OWLETS showing no sign of PTSD* (unlike me)*post traumatic steeking disorder
I realised when I started the steeking that I have been spoilt by Too Much Shetland yarn (which is, surely, velcro in disguise) resulting in a steeking ALMOST DISASTER on the slippery-slippery Debbie Bliss Rialto Chunky I knit this in. It did not stay put with a crocheted steek, and of course, even as I crocheted the steek I knew this would be the case. I didn’t listen though, did I, yarn gods?
 
I used sweary words that should not be spoken over a small child's cardigan, drank some wine (a lot of wine, rather inadvertantly it turns out) and then came back to it a day later. I had to machine sew the steek, which didn't exactly look neat, but has the effect of stopping the entire garment from falling to pieces in my hands.
 
I hoped I could  hide the crappiness behind the zip, or in a facing of some kind. At this point it was 23rd December and I still thought (why?) that this child would have an Owlet for Christmas. She didn't though, because wrapping and last minute trips to the shops got in the way. Such is life, and I think she probably won't be any the wiser...
 
I didn't trust myself with Christmas Day knitting, what with the pre-9am Bellinis and then the wine and the G&Ts during Dr Who. So let's fast forward to 27th December.

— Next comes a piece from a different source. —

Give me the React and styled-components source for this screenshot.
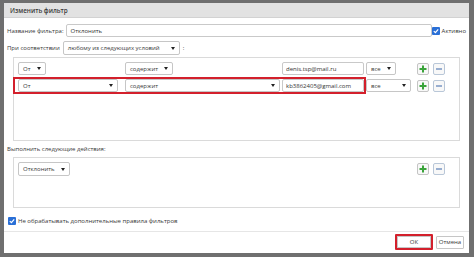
import React from 'react';
import styled, { createGlobalStyle } from 'styled-components';

const Global = createGlobalStyle`
    html, body {
        margin: 0;
        padding: 0;
        background: #6f6f6f;
    }
    * { box-sizing: border-box; }
`;

const Frame = styled.div`
    width: 474px;
    height: 257px;
    padding: 3px 5px 4px 4px;
    background: #6f6f6f;
    font-family: "Open Sans", "Noto Sans", sans-serif;
    font-size: 6px;
    color: #383838;
`;

const Dialog = styled.div`
    height: 100%;
    background: #fff;
    display: flex;
    flex-direction: column;
`;

const TitleBar = styled.div`
    height: 15px;
    flex: none;
    background: #e2e2e2;
    border-bottom: 1px solid #d2d2d2;
    display: flex;
    align-items: center;
    padding-left: 6px;
    font-size: 6.3px;
    font-weight: 600;
    color: #3a3a3a;
`;

const Body = styled.div`
    flex: 1;
    display: flex;
    flex-direction: column;
    padding: 0 9px 0 3px;
`;

const Row = styled.div`
    display: flex;
    align-items: center;
    margin-top: ${p => p.$top || 0}px;
`;

const Label = styled.span`
    white-space: nowrap;
    margin-right: ${p => p.$gap || 3}px;
`;

const TextField = styled.input`
    height: 13px;
    width: ${p => (p.$w ? `${p.$w}px` : 'auto')};
    flex: ${p => (p.$w ? 'none' : 1)};
    border: 1px solid #c9c9c9;
    border-radius: 2px;
    padding: 0 3px;
    font: inherit;
    color: #333;
    background: #fff;
    outline: none;
`;

const SelectBox = styled.div`
    height: ${p => p.$h || 13}px;
    width: ${p => (p.$w ? `${p.$w}px` : 'auto')};
    display: inline-flex;
    align-items: center;
    justify-content: space-between;
    gap: 6px;
    border: 1px solid #c6c6c6;
    border-radius: 2px;
    padding: 0 4px 0 4px;
    background: #fff;
    white-space: nowrap;
    flex: none;
`;

const Caret = styled.span`
    width: 0;
    height: 0;
    border-left: 2.5px solid transparent;
    border-right: 2.5px solid transparent;
    border-top: 3px solid #222;
`;

const Select = ({ children, w, h }) => (
    <SelectBox $w={w} $h={h}>
        <span>{children}</span>
        <Caret />
    </SelectBox>
);

const CheckBox = styled.span`
    width: 8px;
    height: 8px;
    flex: none;
    border-radius: 1px;
    background: #2a6fd6;
    display: inline-flex;
    align-items: center;
    justify-content: center;
    margin-right: ${p => p.$gap || 2}px;
`;

const Check = ({ gap }) => (
    <CheckBox $gap={gap}>
        <svg width="6" height="6" viewBox="0 0 6 6">
            <path d="M0.8 3.1 L2.4 4.6 L5.2 1.3" stroke="#fff" strokeWidth="1.2" fill="none" />
        </svg>
    </CheckBox>
);

const Panel = styled.div`
    margin-left: 6px;
    height: ${p => p.$h}px;
    border: 1px solid #dadada;
    padding: ${p => p.$pad};
    display: flex;
    flex-direction: column;
    gap: ${p => p.$gap || 0}px;
`;

const CondRow = styled.div`
    display: flex;
    align-items: center;
`;

const Cell = styled.div`
    width: ${p => p.$w}px;
    flex: none;
    display: flex;
`;

const Highlight = styled.div`
    display: flex;
    align-items: center;
    border: 2px solid #d3202c;
    padding-left: 3px;
    margin-left: -5px;
    height: 17px;
`;

const Tools = styled.div`
    display: flex;
    gap: 4px;
    margin-left: auto;
`;

const ToolBtn = styled.div`
    width: 12px;
    height: 12px;
    border: 1px solid ${p => (p.$minus ? '#b9c7d8' : '#c4c4c4')};
    border-radius: 2px;
    background: #f8f8f8;
    display: flex;
    align-items: center;
    justify-content: center;
`;

const PlusMinus = () => (
    <Tools>
        <ToolBtn>
            <svg width="8" height="8" viewBox="0 0 8 8">
                <path d="M3 0.5h2v2.5h2.5v2h-2.5v2.5h-2v-2.5h-2.5v-2h2.5z" fill="#3aa33a" />
            </svg>
        </ToolBtn>
        <ToolBtn $minus>
            <svg width="8" height="8" viewBox="0 0 8 8">
                <rect x="1" y="3.3" width="6" height="1.4" fill="#6f8fbf" />
            </svg>
        </ToolBtn>
    </Tools>
);

const ActionsRow = styled.div`
    display: flex;
    align-items: center;
`;

const Footer = styled.div`
    flex: none;
    height: 22px;
    margin-top: 3px;
    border-top: 1px solid #e6e6e6;
    display: flex;
    align-items: center;
    justify-content: flex-end;
    gap: 3px;
    padding: 0 5px 1px 0;
`;

const Button = styled.div`
    height: ${p => (p.$focus ? 16 : 13)}px;
    width: ${p => p.$w}px;
    border: ${p => (p.$focus ? '2px solid #d3202c' : '1px solid #c6c6c6')};
    border-radius: 1px;
    background: #fff;
    display: flex;
    align-items: center;
    justify-content: center;
    box-shadow: ${p => (p.$focus ? 'inset 0 0 0 1px #c6c6c6' : 'none')};
`;

const App = () => (
    <Frame>
        <Global />
        <Dialog>
            <TitleBar>Изменить фильтр</TitleBar>
            <Body>
                <Row $top={6}>
                    <Label $gap={3}>Название фильтра:</Label>
                    <TextField value="Отклонить" readOnly />
                    <Check gap={2} />
                    <span style={{ marginRight: -6 }}>Активно</span>
                </Row>
                <Row $top={4}>
                    <Label $gap={3}>При соответствии</Label>
                    <Select w={117} h={14}>любому из следующих условий</Select>
                    <Label style={{ marginLeft: 3 }}>:</Label>
                </Row>
                <Panel $h={84} $pad="4px 14px 0 4px" $gap={2} style={{ marginTop: 2 }}>
                    <CondRow>
                        <Cell $w={107}><Select>От</Select></Cell>
                        <Cell $w={157}><Select>содержит</Select></Cell>
                        <Cell $w={84}><TextField $w={82} value="denis.tsp@mail.ru" readOnly /></Cell>
                        <Cell $w={50}><Select>все</Select></Cell>
                        <PlusMinus />
                    </CondRow>
                    <CondRow>
                        <Highlight>
                            <Cell $w={107}><Select w={100}>От</Select></Cell>
                            <Cell $w={157}><Select w={155}>содержит</Select></Cell>
                            <Cell $w={82}><TextField $w={82} value="kb3862405@gmail.com" readOnly /></Cell>
                        </Highlight>
                        <Cell $w={50}><Select w={45}>все</Select></Cell>
                        <PlusMinus />
                    </CondRow>
                </Panel>
                <Row $top={3} style={{ height: 10 }}>
                    <Label>Выполнить следующие действия:</Label>
                </Row>
                <Panel $h={51} $pad="4px 14px 0 4px" style={{ marginTop: 3 }}>
                    <ActionsRow>
                        <Select h={14}>Отклонить</Select>
                        <PlusMinus />
                    </ActionsRow>
                </Panel>
                <Row $top={9} style={{ paddingLeft: 1 }}>
                    <Check gap={2} />
                    <span>Не обрабатывать дополнительные правила фильтров</span>
                </Row>
            </Body>
            <Footer>
                <Button $focus $w={38}>ОК</Button>
                <Button $w={28}>Отмена</Button>
            </Footer>
        </Dialog>
    </Frame>
);

export default App;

I blanket stitched the steek, then I picked up and knit ribbing on the front:

I think I got away with it
I tried to put a zip in but it looked completely hideous. So replaced the zip with poppers, one at the top of the neck and one in line with the owl feet:


I sewed on 24 buttons, 6 during ‘Death Comes to Pemberley’ none during ‘Bill Bailey, Qualmpeddler’ (I was laughing too much, ironically, during a sketch about rescuing a live owl  from the menu offerings of a Chinese restaurant in Gaung Dong Province) and the rest during Mark Gatiss’s BBC4 documentary about M.R. James - which may be why I imagine these owlets’ eyes follow me round the room…

'Hoot' said the owl...
She finally got her owlet on 30th December, which is really only five days later than intended. What a hoot!